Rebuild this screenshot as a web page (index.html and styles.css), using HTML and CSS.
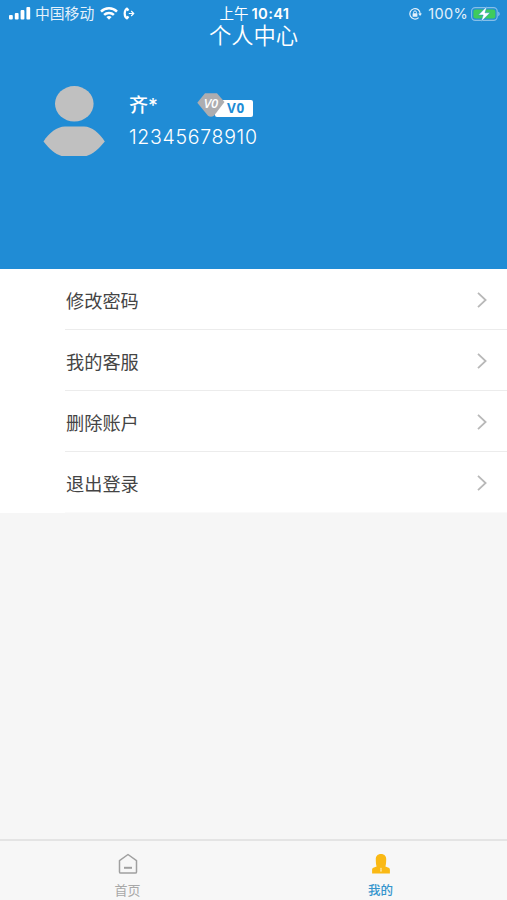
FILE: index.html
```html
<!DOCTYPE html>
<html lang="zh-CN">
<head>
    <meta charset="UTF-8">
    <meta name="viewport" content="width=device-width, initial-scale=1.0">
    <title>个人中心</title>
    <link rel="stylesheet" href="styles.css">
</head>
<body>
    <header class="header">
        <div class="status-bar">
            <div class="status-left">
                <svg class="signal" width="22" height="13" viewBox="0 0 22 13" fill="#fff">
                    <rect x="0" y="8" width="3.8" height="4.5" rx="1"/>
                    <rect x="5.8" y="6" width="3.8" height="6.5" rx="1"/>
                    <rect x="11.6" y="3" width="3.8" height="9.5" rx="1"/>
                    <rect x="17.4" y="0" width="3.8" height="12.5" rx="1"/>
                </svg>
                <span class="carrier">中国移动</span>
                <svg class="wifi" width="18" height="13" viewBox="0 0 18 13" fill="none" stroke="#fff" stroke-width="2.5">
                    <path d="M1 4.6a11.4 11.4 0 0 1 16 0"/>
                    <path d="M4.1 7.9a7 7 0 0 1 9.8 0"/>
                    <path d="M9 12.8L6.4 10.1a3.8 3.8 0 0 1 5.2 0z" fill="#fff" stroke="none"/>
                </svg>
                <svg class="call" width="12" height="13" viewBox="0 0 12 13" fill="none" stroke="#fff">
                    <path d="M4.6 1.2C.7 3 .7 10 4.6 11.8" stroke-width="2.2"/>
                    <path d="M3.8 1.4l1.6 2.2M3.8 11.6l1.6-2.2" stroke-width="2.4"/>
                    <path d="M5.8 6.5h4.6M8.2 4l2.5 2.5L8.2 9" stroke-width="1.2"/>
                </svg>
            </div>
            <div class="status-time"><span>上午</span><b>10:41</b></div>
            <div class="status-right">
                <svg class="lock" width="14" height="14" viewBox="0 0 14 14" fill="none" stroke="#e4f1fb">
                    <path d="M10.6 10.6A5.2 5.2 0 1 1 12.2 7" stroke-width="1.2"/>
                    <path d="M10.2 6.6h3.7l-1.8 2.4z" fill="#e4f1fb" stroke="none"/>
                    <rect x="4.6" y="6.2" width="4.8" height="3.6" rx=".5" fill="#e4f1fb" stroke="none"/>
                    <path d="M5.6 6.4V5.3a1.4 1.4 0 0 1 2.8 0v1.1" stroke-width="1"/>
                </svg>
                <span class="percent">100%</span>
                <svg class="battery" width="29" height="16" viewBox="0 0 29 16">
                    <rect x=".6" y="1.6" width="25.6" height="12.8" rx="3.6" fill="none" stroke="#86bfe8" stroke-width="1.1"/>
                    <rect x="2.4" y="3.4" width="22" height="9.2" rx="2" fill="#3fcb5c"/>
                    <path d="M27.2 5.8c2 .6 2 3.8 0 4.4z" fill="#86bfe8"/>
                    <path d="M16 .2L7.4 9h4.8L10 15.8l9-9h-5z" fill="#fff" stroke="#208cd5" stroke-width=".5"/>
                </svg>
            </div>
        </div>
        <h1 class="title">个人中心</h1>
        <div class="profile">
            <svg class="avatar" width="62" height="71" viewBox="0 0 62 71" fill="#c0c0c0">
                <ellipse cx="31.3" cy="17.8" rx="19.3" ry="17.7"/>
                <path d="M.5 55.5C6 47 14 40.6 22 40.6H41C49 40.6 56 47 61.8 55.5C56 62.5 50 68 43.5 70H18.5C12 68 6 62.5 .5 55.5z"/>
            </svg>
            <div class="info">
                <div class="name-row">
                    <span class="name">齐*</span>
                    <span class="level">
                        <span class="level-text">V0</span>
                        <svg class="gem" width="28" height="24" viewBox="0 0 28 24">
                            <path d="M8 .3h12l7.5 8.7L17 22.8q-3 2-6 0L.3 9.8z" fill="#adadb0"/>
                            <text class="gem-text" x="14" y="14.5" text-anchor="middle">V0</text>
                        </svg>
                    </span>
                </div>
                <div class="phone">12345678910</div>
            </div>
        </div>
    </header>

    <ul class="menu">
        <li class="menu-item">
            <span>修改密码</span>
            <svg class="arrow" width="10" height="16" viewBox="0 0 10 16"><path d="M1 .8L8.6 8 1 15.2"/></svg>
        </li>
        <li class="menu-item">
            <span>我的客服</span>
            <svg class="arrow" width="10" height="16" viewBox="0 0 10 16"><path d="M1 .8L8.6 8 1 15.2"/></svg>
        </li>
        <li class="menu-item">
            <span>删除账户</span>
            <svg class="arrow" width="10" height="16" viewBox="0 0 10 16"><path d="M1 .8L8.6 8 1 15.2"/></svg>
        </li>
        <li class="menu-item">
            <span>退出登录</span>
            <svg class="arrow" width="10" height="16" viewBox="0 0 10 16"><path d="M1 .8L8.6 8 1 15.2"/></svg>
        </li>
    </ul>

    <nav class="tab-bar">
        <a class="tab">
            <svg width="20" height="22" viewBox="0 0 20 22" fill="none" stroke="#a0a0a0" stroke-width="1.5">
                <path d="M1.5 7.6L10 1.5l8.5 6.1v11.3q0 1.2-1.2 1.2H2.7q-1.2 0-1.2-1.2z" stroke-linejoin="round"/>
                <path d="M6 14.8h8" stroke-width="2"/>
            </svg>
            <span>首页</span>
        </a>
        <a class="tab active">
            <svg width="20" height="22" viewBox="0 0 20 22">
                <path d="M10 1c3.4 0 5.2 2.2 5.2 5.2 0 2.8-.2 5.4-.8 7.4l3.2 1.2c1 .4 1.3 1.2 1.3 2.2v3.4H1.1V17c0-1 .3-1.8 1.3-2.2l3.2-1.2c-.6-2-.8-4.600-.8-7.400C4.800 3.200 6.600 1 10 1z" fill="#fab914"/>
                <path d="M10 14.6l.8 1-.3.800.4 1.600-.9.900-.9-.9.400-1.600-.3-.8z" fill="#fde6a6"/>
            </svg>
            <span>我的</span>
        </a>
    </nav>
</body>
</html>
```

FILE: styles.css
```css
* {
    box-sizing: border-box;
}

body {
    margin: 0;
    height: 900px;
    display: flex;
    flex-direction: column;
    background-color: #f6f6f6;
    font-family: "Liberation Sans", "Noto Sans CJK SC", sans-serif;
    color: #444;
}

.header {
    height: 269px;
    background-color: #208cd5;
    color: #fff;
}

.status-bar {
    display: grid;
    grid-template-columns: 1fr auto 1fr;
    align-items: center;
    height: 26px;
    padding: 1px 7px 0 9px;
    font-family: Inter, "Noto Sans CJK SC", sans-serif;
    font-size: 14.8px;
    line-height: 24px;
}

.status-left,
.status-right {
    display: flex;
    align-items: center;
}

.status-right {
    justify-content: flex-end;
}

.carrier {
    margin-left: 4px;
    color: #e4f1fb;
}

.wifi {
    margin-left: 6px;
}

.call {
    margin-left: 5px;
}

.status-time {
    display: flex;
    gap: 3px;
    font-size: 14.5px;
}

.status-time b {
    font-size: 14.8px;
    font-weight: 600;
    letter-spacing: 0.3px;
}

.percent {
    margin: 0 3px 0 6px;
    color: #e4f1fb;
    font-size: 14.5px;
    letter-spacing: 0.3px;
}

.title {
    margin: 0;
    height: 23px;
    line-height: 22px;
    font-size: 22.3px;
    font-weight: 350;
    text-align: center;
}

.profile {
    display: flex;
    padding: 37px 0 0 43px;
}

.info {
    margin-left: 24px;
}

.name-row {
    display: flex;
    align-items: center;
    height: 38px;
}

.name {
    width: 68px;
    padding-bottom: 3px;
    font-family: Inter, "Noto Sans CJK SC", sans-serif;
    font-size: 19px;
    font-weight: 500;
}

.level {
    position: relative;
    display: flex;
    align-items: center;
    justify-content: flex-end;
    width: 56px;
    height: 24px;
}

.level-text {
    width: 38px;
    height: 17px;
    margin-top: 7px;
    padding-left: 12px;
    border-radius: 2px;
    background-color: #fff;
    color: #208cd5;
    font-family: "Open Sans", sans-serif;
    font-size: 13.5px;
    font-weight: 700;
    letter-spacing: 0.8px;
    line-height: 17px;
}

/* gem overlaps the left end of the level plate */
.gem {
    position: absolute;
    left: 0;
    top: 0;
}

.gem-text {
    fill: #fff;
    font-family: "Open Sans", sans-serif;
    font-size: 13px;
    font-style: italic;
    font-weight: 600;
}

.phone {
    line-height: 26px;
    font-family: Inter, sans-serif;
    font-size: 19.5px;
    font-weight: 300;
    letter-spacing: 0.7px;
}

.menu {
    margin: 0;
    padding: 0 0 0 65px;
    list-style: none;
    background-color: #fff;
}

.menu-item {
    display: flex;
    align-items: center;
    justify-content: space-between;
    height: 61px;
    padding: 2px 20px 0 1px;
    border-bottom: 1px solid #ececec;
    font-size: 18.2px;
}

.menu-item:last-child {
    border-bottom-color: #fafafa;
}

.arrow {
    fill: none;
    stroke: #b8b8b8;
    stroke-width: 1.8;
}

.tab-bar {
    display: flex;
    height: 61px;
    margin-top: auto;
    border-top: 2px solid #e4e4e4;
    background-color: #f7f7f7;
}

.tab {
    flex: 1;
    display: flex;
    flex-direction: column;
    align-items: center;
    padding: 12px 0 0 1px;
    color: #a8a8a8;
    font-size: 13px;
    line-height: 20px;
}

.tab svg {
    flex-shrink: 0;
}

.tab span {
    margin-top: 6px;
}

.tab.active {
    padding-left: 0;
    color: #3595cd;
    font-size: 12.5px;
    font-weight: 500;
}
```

— AIM OF THE EXERCISE —
Copy all lines from the data that hold the word "index".

— EXPECTED OUTPUT —
Rebuild this screenshot as a web page (index.html and styles.css), using HTML and CSS.
FILE: index.html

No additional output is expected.